Thursday, December 29, 2005

King Kong and Feminism



Men are not from Mars, after all. They are King Kongs! And women have the job of civilizing these monsters. A movie review of King King with the title I gave this post tells us so:

In a way, all men are King Kongs: powerful, brooding, potentially destructive creatures waiting for a woman to touch their hearts and tame them.

And all women are Ann Darrow, simultaneously fragile and compelling, possessor of the magic to transform primitive males (monsters-in-waiting) into protectors and the builders of families and civilizations.

This is a very old myth Don Feder, the writer, brings us, and a very appealing one, because it tells the men that nothing they do is really their fault; it's the women who failed in transforming them into something useful. And it tells the women that they really do have power, an enormous, humongous power, to rule over the men. Too bad that the myth is rubbish.

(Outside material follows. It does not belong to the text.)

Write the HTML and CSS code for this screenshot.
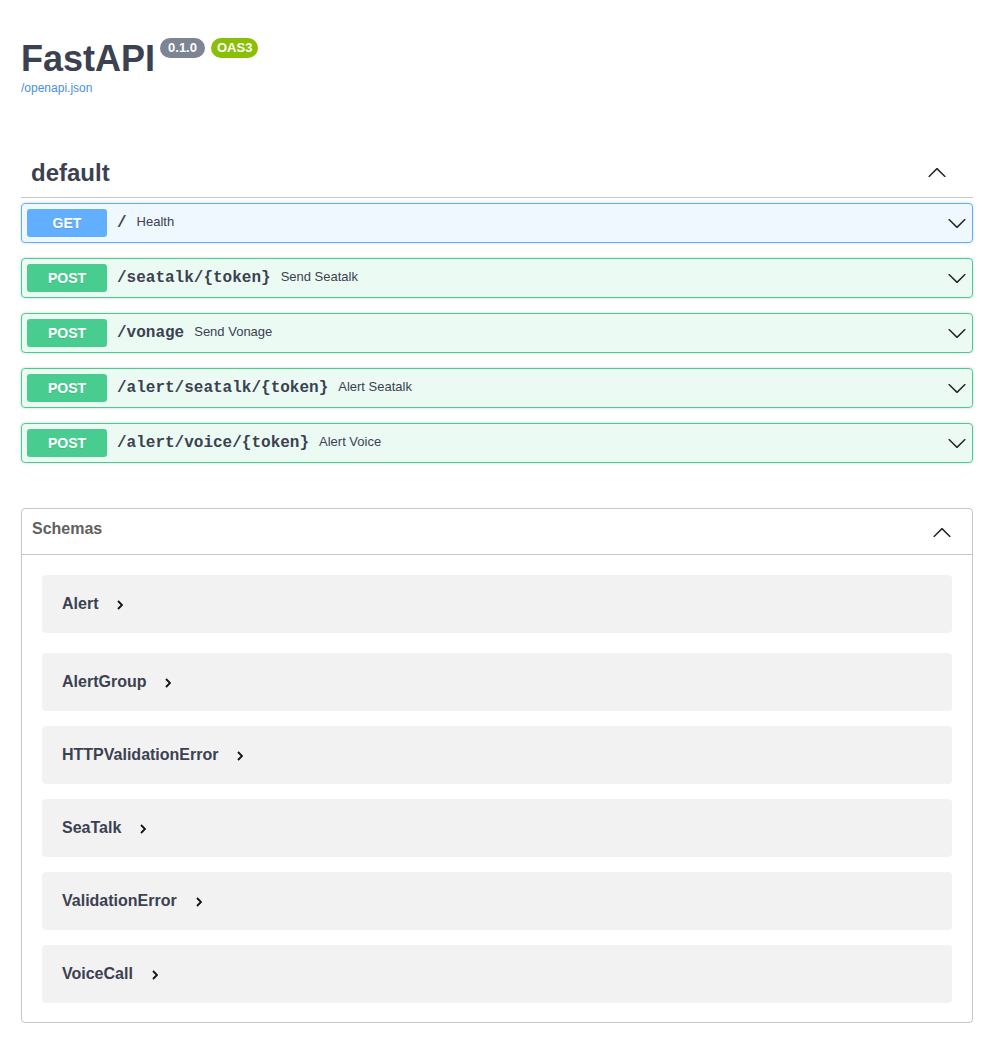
FILE: index.html
```html
<!DOCTYPE html>
<html>
<head>
<meta charset="utf-8">
<title>FastAPI - Swagger UI</title>
<link rel="stylesheet" href="styles.css">
</head>
<body>
<div class="wrapper">
  <div class="info">
    <div class="title-row">
      <h2 class="title">FastAPI</h2>
      <span class="badge badge-version">0.1.0</span>
      <span class="badge badge-oas">OAS3</span>
    </div>
    <a class="url" href="#">/openapi.json</a>
  </div>

  <section class="tag-section">
    <h3 class="tag">
      <span class="tag-name">default</span>
      <svg class="arrow arrow-tag" viewBox="0 0 20 20" width="20" height="20"><path d="M17.418 14.908c.272.268.709.268.979 0s.271-.701 0-.969l-7.908-7.83c-.27-.268-.707-.268-.979 0l-7.908 7.83c-.27.268-.27.701 0 .969.271.268.709.268.979 0L10 7.767l7.418 7.141z"/></svg>
    </h3>
    <div class="ops">
      <div class="opblock opblock-get">
        <span class="method">GET</span>
        <span class="path">/</span>
        <span class="desc">Health</span>
        <svg class="arrow arrow-op" viewBox="0 0 20 20" width="20" height="20"><path d="M17.418 6.109c.272-.268.709-.268.979 0s.271.701 0 .969l-7.908 7.83c-.27.268-.707.268-.979 0l-7.908-7.83c-.27-.268-.27-.701 0-.969.271-.268.709-.268.979 0L10 13.25l7.418-7.141z"/></svg>
      </div>
      <div class="opblock opblock-post">
        <span class="method">POST</span>
        <span class="path">/seatalk/{token}</span>
        <span class="desc">Send Seatalk</span>
        <svg class="arrow arrow-op" viewBox="0 0 20 20" width="20" height="20"><path d="M17.418 6.109c.272-.268.709-.268.979 0s.271.701 0 .969l-7.908 7.83c-.27.268-.707.268-.979 0l-7.908-7.83c-.27-.268-.27-.701 0-.969.271-.268.709-.268.979 0L10 13.25l7.418-7.141z"/></svg>
      </div>
      <div class="opblock opblock-post">
        <span class="method">POST</span>
        <span class="path">/vonage</span>
        <span class="desc">Send Vonage</span>
        <svg class="arrow arrow-op" viewBox="0 0 20 20" width="20" height="20"><path d="M17.418 6.109c.272-.268.709-.268.979 0s.271.701 0 .969l-7.908 7.83c-.27.268-.707.268-.979 0l-7.908-7.83c-.27-.268-.27-.701 0-.969.271-.268.709-.268.979 0L10 13.25l7.418-7.141z"/></svg>
      </div>
      <div class="opblock opblock-post">
        <span class="method">POST</span>
        <span class="path">/alert/seatalk/{token}</span>
        <span class="desc">Alert Seatalk</span>
        <svg class="arrow arrow-op" viewBox="0 0 20 20" width="20" height="20"><path d="M17.418 6.109c.272-.268.709-.268.979 0s.271.701 0 .969l-7.908 7.83c-.27.268-.707.268-.979 0l-7.908-7.83c-.27-.268-.27-.701 0-.969.271-.268.709-.268.979 0L10 13.25l7.418-7.141z"/></svg>
      </div>
      <div class="opblock opblock-post">
        <span class="method">POST</span>
        <span class="path">/alert/voice/{token}</span>
        <span class="desc">Alert Voice</span>
        <svg class="arrow arrow-op" viewBox="0 0 20 20" width="20" height="20"><path d="M17.418 6.109c.272-.268.709-.268.979 0s.271.701 0 .969l-7.908 7.83c-.27.268-.707.268-.979 0l-7.908-7.83c-.27-.268-.27-.701 0-.969.271-.268.709-.268.979 0L10 13.25l7.418-7.141z"/></svg>
      </div>
    </div>
  </section>

  <section class="models">
    <h4 class="models-head">
      <span class="models-title">Schemas</span>
      <svg class="arrow" viewBox="0 0 20 20" width="20" height="20"><path d="M17.418 14.908c.272.268.709.268.979 0s.271-.701 0-.969l-7.908-7.83c-.27-.268-.707-.268-.979 0l-7.908 7.830c-.27.268-.27.701 0 .969.271.268.709.268.979 0L10 7.767l7.418 7.141z"/></svg>
    </h4>
    <div class="models-body">
      <div class="model"><span class="model-title">Alert</span><svg class="toggle" viewBox="0 0 6 10" width="6" height="10"><polyline points="1,1 5,5 1,9"/></svg></div>
      <div class="model"><span class="model-title">AlertGroup</span><svg class="toggle" viewBox="0 0 6 10" width="6" height="10"><polyline points="1,1 5,5 1,9"/></svg></div>
      <div class="model"><span class="model-title">HTTPValidationError</span><svg class="toggle" viewBox="0 0 6 10" width="6" height="10"><polyline points="1,1 5,5 1,9"/></svg></div>
      <div class="model"><span class="model-title">SeaTalk</span><svg class="toggle" viewBox="0 0 6 10" width="6" height="10"><polyline points="1,1 5,5 1,9"/></svg></div>
      <div class="model"><span class="model-title">ValidationError</span><svg class="toggle" viewBox="0 0 6 10" width="6" height="10"><polyline points="1,1 5,5 1,9"/></svg></div>
      <div class="model"><span class="model-title">VoiceCall</span><svg class="toggle" viewBox="0 0 6 10" width="6" height="10"><polyline points="1,1 5,5 1,9"/></svg></div>
    </div>
  </section>
</div>
</body>
</html>
```

FILE: styles.css
```css
html, body {
  margin: 0;
  padding: 0;
  background: #fff;
}

body {
  font-family: "Liberation Sans", Arial, sans-serif;
  color: #3b4151;
}

.wrapper {
  padding: 0 15px 30px 21px;
}

.info {
  margin-top: 38px;
}

.title-row {
  display: flex;
  align-items: flex-start;
}

.title {
  margin: 0;
  font-size: 36px;
  line-height: 41px;
  font-weight: 700;
  color: #3b4151;
}

.badge {
  display: inline-block;
  margin-left: 5px;
  height: 20px;
  line-height: 20px;
  border-radius: 57px;
  font-size: 13px;
  font-weight: 700;
  color: #fff;
}

.badge-version {
  padding: 0 8px;
  background: #7d8492;
}

.badge-oas {
  margin-left: 6px;
  padding: 0 6px;
  background: #89bf04;
}

.url {
  display: block;
  margin-top: 2px;
  font-size: 12px;
  line-height: 14px;
  color: #4990e2;
  text-decoration: none;
}

.tag-section {
  margin-top: 54px;
}

.tag {
  display: flex;
  align-items: center;
  margin: 0 0 5px;
  padding: 10px 26px 10px 10px;
  font-size: 24px;
  line-height: 28px;
  font-weight: 700;
  border-bottom: 1px solid rgba(59, 65, 81, 0.3);
}

.tag-name {
  flex: 1;
}

.arrow {
  fill: #222;
  flex: none;
}

.arrow-tag {
  margin-top: -3px;
}

.ops {
  display: flex;
  flex-direction: column;
  gap: 15px;
}

.opblock {
  display: flex;
  align-items: center;
  height: 40px;
  box-sizing: border-box;
  padding: 0 5px;
  border: 1px solid;
  border-radius: 4px;
  box-shadow: 0 0 3px rgba(0, 0, 0, 0.19);
}

.opblock-get {
  background: rgba(97, 175, 254, 0.1);
  border-color: #61affe;
}

.opblock-post {
  background: rgba(73, 204, 144, 0.1);
  border-color: #49cc90;
}

.method {
  display: inline-block;
  min-width: 80px;
  height: 28px;
  line-height: 28px;
  text-align: center;
  border-radius: 3px;
  font-size: 14px;
  font-weight: 700;
  color: #fff;
  text-shadow: 0 1px 0 rgba(0, 0, 0, 0.1);
}

.opblock-get .method {
  background: #61affe;
}

.opblock-post .method {
  background: #49cc90;
}

.path {
  padding: 0 10px;
  font-family: "Liberation Mono", "Courier New", monospace;
  font-size: 16px;
  line-height: 20px;
  font-weight: 700;
  color: #3b4151;
}

.desc {
  flex: 1;
  font-size: 13px;
  line-height: 20px;
  margin-bottom: 2px;
  color: #3b4151;
}

.models {
  margin-top: 45px;
  border: 1px solid rgba(59, 65, 81, 0.3);
  border-radius: 4px;
}

.models-head {
  display: flex;
  align-items: center;
  margin: 0;
  height: 45px;
  padding: 0 20px 0 10px;
  border-bottom: 1px solid rgba(59, 65, 81, 0.3);
  font-size: 16px;
  font-weight: 700;
  color: #606060;
}

.models-title {
  flex: 1;
  margin-bottom: 6px;
}

.models-body {
  padding: 20px 20px 19px;
}

.model {
  display: flex;
  align-items: center;
  height: 58px;
  padding: 0 20px;
  margin-bottom: 15px;
  border-radius: 4px;
  background: rgba(0, 0, 0, 0.05);
}

.model:first-child {
  margin-bottom: 20px;
}

.model:last-child {
  margin-bottom: 0;
}

.model-title {
  font-size: 16px;
  font-weight: 700;
  color: #3b4151;
}

.toggle {
  margin-left: 19px;
  margin-top: 2px;
  fill: none;
  stroke: #111;
  stroke-width: 1.8;
}
```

But the wingnuts love this myth. It makes their worldview into a coherent and logical whole and also explains very clearly why women must act a certain way. For if women leave their civilizing tasks undone the society will collapse. Men will be monsters and they will eat up or rape the women. Only if women agree to be these tiny willowy creatures who can do nothing but sigh on their own will the Western civilization stand. This is Feder's message to us feminists. We have destroyed the world by trying to empower women. But if women are empowered men will be monsters. You take your pick.

Luckily, you don't have to, because this myth is just a myth. Men are not monsters, Don. It's a movie, for Chrissake.